Experimental and theoretical enhancement of the inversion accuracy of the Thomsen parameter δ in organic-rich shale

Abstract

Experimental physical inversion of rock from the diagonal group velocities is an effective method for the determination of Thomsen's δ anisotropy parameter in organic-rich shale. We further enhance the inversion accuracy of δ through conducting more reliable experimental measurements and through theoretical expression. First, we assembled two sets of group velocity acquisition methods, a rotational ultrasonic transducer system and a laser ultrasonic system, and then we assessed which of them was more applicable and accurate by comparing the waveforms and observations on the same cylindrical organicrich shale. Second, we combined the δ-based phase velocity approximation and stricter physical constraints of δ, which are deduced on a standard VTI medium, to improve the theoretical part of the inversion. As a result of better observations by the optimal test methods and the proposed δ inversion methods, the least errors between the best fitted curve to the observations are 3.24% for the traditional method and 2.1% for the proposed method, which verifies the superiority of the proposed method.
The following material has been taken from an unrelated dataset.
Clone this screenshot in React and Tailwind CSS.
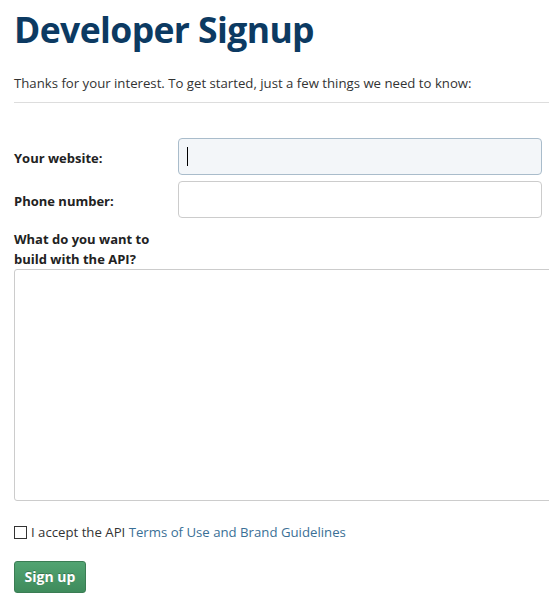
export default function App() {
  return (
    <div className="min-h-[607px] bg-white px-[14px] pt-[5px] text-[#222]" style={{ fontFamily: '"Open Sans", "Noto Sans", sans-serif' }}>
      <h1 className="text-[35.5px] font-bold leading-[48px] text-[#0c3a62] tracking-[-0.6px]">Developer Signup</h1>
      <p className="mt-[20px] text-[13.2px] leading-[20px] text-[#333]">
        Thanks for your interest. To get started, just a few things we need to know:
      </p>
      <div className="mt-[9px] -mr-[14px] h-px bg-[#ddd]" />

      <form className="mt-[35px]">
        <div className="flex items-center">
          <label className="w-[164px] shrink-0 pt-[4px] text-[13px] font-bold text-[#222]">Your website:</label>
          <div className="relative shrink-0">
            <input
              type="text"
              className="block h-[37px] w-[364px] rounded-[4px] border border-[#a9bccb] bg-[#f3f6f9] px-[8px] text-[13px] outline-none"
            />
            <span className="pointer-events-none absolute left-[9px] top-[9px] h-[19px] w-px bg-black" />
          </div>
        </div>
        <div className="mt-[6px] flex items-center">
          <label className="w-[164px] shrink-0 pt-[4px] text-[13px] font-bold text-[#222]">Phone number:</label>
          <input
            type="text"
            className="h-[37px] w-[364px] shrink-0 rounded-[4px] border border-[#ccc] bg-white px-[8px] text-[13px] outline-none"
          />
        </div>
        <label className="mt-[11px] block text-[13px] font-bold leading-[20px] text-[#222]">
          What do you want to
          <br />
          build with the API?
        </label>
        <textarea className="mt-0 block h-[232px] w-[560px] resize-none rounded-[3px] border border-[#ccc] bg-white outline-none" />

        <div className="mt-[22px] flex items-center gap-[4px] text-[13.2px] text-[#333]">
          <input type="checkbox" className="m-0 h-[13px] w-[13px] appearance-none border border-[#333] bg-white" />
          <span>
            I accept the API <a className="text-[#3a6f96]">Terms of Use and Brand Guidelines</a>
          </span>
        </div>

        <button
          type="button"
          className="mt-[18px] h-[32px] w-[72px] rounded-[3px] border border-[#3b7d54] bg-gradient-to-b from-[#52a472] to-[#3f8b5c] text-[14px] font-bold text-white [text-shadow:0_-1px_0_rgba(0,0,0,0.25)]"
        >
          Sign up
        </button>
      </form>
    </div>
  );
}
Based on experimental tests on two cylindrical shale specimens, we find that rotational ultrasonic transducer measurement is more applicable for quick velocity anisotropy measurements, while for observations obtained by the laser technique, system relative error and the necessary scattering effect processing should be conducted. The procedure of the inversion is more robust and accurate when conducted on the proposed δ-based inversion.